「ザン(ジュゴン)は神さまのおつかいだよ。大切に仲よくすれば、私たちを守ってくれる」。沖縄生まれの女の子マカトにおばぁが教えてくれます。両親はパラオに出稼ぎに行き、マカトは漁師のおじぃとおばぁに育てられているのです。おじぃの舟から親子のザンを見て羨ましく思いながら。そのうち戦争が始まり、父さんは兵隊に行き、母さんの乗った船は沈められます。アメリカ軍が上陸し、山にこもった人々が次々と死にます。海に落とされた爆弾でザンも死にます。でもマカトは夜の海で、大きくなった子どものザンに出会えたのです。

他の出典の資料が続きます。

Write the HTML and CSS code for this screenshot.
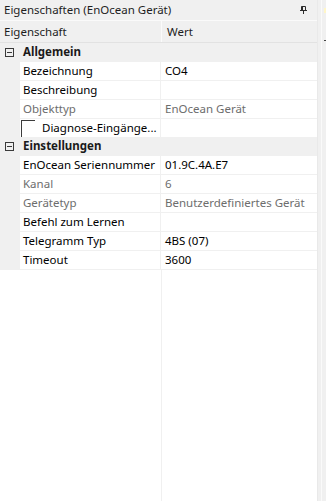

敗戦後、村人たちは助け合って暮らしを取りもどし、マカトも結婚します。戦争は終わったけれど、村の海を埋め立てて米軍基地がつくられています。ザンの絶滅を心配しているところへ、あのザンが姿を見せます。「ザンは神さまのおつかいだよ。大切に仲よくすれば、私たちを守ってくれる」。おばぁになったマカトが孫たちにこう語るのです。
サンゴ礁にジュゴンが泳ぐ海は私たちを守る存在なのに、なぜまたもそれを壊すのか。夏休みの子どもと考えたいことです。